WORK TO DO:
In the material below, identify each line bearing the word "React". Reproduce those lines.

RECORDS SUPPLIED:
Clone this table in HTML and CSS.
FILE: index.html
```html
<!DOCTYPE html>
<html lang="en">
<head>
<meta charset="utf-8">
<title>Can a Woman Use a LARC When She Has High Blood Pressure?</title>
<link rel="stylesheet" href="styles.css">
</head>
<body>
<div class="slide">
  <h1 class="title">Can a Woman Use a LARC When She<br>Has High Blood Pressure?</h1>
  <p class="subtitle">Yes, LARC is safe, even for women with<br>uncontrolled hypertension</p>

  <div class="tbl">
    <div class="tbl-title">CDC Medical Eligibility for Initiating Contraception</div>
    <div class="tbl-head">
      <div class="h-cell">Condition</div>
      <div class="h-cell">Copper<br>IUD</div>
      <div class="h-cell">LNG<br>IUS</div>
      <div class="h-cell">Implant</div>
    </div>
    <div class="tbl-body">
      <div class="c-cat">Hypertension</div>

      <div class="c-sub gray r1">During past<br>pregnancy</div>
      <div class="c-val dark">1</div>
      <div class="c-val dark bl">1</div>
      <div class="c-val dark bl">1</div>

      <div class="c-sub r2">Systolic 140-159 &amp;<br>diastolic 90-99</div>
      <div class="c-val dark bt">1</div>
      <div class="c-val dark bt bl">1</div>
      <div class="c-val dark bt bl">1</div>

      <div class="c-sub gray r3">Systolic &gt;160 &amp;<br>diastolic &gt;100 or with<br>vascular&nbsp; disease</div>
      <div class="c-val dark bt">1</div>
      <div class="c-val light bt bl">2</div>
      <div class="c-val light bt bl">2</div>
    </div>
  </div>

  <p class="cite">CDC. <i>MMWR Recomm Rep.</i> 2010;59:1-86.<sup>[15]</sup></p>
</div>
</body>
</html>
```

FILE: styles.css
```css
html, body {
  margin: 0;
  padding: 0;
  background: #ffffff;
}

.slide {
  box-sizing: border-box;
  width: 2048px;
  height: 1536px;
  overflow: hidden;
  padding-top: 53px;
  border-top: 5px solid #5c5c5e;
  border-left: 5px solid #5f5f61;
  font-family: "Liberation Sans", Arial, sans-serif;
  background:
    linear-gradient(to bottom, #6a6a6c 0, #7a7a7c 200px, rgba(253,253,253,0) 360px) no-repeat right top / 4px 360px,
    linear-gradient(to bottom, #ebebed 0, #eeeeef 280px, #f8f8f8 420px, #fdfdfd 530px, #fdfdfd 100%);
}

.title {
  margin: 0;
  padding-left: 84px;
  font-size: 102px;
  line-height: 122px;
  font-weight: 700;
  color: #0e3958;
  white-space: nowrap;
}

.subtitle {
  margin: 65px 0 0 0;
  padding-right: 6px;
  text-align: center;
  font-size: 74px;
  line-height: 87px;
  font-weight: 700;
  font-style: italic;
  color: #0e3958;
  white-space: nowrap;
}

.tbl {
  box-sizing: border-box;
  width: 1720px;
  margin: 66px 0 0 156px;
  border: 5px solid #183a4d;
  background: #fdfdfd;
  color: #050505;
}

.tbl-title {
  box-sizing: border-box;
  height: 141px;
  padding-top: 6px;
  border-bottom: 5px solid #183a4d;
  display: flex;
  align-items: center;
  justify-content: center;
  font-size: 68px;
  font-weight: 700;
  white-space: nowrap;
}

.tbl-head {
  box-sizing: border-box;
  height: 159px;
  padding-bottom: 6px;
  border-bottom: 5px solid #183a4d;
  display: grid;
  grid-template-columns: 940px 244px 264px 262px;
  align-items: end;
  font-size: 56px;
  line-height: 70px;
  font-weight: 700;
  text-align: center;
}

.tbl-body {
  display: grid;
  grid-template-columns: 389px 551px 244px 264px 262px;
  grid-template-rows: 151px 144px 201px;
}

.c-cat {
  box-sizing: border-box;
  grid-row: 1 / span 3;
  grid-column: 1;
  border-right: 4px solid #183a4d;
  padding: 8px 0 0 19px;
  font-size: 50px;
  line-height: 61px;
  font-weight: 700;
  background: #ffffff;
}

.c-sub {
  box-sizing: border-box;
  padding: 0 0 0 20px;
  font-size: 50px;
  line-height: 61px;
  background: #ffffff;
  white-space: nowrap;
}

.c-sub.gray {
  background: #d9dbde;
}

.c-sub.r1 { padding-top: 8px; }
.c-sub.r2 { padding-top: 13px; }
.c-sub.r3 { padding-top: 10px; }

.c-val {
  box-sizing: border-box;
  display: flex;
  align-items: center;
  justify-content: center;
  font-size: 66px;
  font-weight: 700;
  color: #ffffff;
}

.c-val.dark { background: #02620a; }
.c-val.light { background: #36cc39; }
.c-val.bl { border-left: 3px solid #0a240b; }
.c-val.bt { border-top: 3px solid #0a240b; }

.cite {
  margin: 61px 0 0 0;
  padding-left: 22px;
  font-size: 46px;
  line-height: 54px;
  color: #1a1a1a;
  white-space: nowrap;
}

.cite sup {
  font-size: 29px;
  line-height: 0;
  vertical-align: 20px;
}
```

--

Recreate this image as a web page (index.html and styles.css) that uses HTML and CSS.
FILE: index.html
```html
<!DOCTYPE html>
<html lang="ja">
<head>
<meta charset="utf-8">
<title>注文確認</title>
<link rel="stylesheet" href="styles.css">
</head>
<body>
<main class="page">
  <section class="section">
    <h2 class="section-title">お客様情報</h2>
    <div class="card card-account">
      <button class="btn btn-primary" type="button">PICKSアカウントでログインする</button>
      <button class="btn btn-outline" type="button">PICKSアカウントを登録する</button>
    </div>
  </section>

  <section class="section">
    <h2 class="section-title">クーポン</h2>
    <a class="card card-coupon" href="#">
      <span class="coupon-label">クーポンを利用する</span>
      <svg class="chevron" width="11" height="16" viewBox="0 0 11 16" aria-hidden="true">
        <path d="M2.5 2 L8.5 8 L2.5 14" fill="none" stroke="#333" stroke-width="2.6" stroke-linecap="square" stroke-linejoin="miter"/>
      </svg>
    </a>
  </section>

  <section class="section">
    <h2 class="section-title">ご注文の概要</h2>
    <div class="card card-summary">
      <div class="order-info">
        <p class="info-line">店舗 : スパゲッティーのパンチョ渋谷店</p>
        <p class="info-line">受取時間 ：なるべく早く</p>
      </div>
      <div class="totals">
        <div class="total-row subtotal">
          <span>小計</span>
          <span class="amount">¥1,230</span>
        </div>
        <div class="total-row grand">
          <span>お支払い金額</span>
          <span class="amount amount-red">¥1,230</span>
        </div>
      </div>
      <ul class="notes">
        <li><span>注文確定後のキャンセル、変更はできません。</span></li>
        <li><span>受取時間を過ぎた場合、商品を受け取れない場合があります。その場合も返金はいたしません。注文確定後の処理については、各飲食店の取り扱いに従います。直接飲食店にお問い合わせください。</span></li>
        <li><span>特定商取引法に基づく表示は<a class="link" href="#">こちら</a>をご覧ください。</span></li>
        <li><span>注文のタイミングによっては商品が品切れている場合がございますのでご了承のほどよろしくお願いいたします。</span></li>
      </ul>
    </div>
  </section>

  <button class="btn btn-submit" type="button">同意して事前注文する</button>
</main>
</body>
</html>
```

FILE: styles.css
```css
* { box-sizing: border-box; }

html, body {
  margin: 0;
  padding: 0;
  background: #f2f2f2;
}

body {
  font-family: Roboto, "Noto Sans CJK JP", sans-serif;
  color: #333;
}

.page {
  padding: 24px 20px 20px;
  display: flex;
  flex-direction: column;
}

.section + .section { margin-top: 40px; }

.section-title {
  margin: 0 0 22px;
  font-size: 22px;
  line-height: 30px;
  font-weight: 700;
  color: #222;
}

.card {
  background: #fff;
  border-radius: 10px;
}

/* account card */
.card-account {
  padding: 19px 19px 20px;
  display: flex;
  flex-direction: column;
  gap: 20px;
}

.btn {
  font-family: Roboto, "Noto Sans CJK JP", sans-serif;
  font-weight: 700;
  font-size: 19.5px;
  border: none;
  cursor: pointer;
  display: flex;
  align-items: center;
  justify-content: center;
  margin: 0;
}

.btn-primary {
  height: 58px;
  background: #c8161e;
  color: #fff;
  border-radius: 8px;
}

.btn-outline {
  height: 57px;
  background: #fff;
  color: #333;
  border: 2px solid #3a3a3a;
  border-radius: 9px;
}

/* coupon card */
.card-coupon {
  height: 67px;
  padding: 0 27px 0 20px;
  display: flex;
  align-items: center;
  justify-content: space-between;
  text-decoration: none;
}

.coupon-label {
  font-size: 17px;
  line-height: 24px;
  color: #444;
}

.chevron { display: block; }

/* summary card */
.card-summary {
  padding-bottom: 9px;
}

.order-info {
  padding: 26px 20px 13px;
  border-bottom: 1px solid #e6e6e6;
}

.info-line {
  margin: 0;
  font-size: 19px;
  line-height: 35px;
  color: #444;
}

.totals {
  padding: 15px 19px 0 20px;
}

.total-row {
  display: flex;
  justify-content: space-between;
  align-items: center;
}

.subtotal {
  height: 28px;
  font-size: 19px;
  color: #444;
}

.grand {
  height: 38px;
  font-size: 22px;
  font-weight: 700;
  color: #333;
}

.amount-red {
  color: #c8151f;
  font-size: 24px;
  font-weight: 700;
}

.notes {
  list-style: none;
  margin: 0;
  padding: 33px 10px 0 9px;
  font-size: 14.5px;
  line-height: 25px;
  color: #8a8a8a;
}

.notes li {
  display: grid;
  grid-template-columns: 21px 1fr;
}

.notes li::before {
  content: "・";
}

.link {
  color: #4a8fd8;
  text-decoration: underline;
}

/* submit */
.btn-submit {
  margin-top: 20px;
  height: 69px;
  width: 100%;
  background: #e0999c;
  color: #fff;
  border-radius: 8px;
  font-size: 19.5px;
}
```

==

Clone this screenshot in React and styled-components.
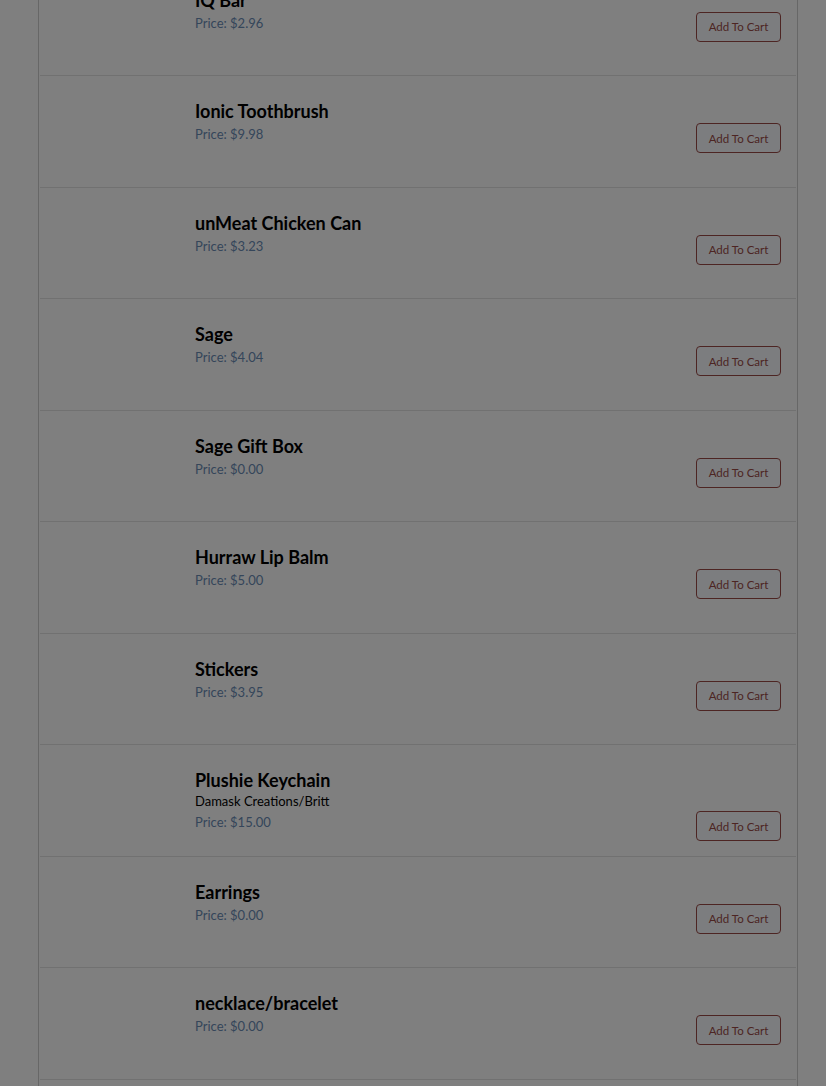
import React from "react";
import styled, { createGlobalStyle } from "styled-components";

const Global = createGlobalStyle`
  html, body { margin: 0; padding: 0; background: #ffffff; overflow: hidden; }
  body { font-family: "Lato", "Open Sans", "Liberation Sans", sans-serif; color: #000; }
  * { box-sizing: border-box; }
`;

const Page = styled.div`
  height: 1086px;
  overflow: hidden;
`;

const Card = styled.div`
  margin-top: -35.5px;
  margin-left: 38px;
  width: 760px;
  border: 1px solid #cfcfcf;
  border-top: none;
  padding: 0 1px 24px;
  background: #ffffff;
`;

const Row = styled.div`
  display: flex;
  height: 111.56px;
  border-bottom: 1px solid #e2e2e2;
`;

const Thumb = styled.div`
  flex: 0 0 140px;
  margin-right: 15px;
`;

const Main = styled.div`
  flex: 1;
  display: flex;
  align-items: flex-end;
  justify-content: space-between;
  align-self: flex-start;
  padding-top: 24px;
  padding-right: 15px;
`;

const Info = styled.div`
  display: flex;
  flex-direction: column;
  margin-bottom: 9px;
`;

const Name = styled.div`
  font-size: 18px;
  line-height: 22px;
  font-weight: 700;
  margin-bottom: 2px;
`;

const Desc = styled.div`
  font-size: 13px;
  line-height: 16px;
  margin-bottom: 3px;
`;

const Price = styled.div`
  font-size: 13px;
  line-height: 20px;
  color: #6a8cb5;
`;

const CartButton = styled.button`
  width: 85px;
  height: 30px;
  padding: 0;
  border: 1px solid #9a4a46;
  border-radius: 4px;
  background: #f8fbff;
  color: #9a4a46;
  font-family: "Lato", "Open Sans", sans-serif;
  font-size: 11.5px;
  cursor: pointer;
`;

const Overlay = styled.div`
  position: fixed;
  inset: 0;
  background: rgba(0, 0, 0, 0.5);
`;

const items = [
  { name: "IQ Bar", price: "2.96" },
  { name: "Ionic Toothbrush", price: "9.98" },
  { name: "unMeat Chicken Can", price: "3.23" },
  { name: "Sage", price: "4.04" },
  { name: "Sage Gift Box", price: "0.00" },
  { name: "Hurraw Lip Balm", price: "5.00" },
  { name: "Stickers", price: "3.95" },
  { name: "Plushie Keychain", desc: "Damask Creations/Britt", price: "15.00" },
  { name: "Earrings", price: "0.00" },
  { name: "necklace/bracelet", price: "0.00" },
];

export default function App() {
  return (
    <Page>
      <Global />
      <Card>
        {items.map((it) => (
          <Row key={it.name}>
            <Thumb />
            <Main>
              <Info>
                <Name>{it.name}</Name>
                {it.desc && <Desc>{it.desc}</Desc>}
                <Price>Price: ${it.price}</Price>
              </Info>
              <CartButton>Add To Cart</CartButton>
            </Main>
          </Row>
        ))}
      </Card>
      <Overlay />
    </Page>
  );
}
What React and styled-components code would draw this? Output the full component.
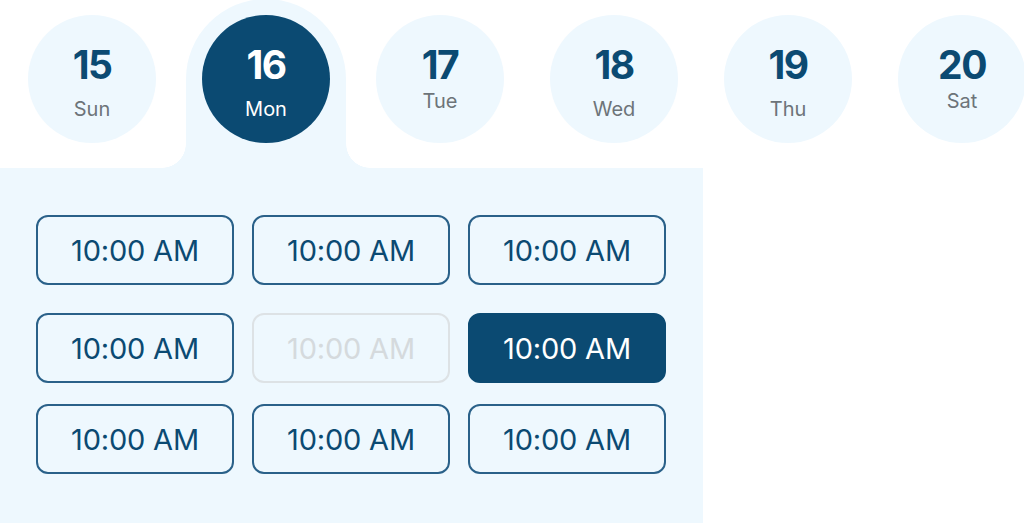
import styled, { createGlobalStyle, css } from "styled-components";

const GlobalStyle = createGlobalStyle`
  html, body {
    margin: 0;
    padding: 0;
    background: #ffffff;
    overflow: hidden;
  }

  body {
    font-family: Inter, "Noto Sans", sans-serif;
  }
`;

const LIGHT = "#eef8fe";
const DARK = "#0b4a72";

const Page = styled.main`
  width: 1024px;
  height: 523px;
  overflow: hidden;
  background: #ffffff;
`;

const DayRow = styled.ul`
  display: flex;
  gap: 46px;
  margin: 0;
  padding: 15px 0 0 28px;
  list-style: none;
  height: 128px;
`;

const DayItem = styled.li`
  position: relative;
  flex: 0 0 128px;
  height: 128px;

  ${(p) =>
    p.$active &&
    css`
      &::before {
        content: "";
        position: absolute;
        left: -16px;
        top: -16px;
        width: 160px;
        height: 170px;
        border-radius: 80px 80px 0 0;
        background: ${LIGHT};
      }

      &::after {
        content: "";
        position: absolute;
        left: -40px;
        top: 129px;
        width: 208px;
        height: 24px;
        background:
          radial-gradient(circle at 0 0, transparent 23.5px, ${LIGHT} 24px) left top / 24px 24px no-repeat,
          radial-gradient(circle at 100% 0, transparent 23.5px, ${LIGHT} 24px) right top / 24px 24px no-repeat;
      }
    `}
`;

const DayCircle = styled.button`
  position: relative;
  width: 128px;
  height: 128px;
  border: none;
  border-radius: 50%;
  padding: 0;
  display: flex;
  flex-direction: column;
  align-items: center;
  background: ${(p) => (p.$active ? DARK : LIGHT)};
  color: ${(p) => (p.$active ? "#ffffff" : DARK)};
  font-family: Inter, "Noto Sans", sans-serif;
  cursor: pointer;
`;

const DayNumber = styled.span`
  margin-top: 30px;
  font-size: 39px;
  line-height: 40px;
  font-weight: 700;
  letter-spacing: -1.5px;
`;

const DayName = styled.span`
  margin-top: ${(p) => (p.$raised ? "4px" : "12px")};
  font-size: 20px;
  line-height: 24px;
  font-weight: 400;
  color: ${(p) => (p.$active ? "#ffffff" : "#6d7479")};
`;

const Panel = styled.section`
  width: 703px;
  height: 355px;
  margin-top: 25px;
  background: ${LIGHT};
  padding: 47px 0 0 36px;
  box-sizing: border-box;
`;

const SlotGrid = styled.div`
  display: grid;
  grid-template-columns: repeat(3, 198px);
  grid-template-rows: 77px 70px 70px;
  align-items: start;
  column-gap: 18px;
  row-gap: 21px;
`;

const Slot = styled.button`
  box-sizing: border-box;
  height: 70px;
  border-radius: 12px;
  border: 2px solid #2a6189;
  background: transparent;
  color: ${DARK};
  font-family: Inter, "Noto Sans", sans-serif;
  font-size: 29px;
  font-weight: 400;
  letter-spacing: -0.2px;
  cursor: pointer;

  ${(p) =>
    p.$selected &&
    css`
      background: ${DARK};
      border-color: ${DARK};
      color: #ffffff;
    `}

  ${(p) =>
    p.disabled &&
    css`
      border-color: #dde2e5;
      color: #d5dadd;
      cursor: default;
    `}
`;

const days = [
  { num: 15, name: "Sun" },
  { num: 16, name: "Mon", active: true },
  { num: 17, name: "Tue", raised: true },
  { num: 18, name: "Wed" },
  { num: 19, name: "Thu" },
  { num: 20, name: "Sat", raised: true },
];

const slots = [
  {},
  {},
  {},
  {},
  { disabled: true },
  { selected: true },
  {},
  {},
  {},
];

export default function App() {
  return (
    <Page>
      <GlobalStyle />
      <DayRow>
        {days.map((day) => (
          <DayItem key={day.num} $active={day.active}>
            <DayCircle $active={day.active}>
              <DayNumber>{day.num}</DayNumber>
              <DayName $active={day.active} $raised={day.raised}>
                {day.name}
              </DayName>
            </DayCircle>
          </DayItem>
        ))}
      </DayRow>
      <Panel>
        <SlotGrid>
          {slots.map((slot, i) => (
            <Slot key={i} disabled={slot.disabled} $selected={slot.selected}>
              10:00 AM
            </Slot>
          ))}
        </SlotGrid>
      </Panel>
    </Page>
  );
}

EXERCISE ANSWER:
Clone this screenshot in React and styled-components.
import React from "react";
What React and styled-components code would draw this? Output the full component.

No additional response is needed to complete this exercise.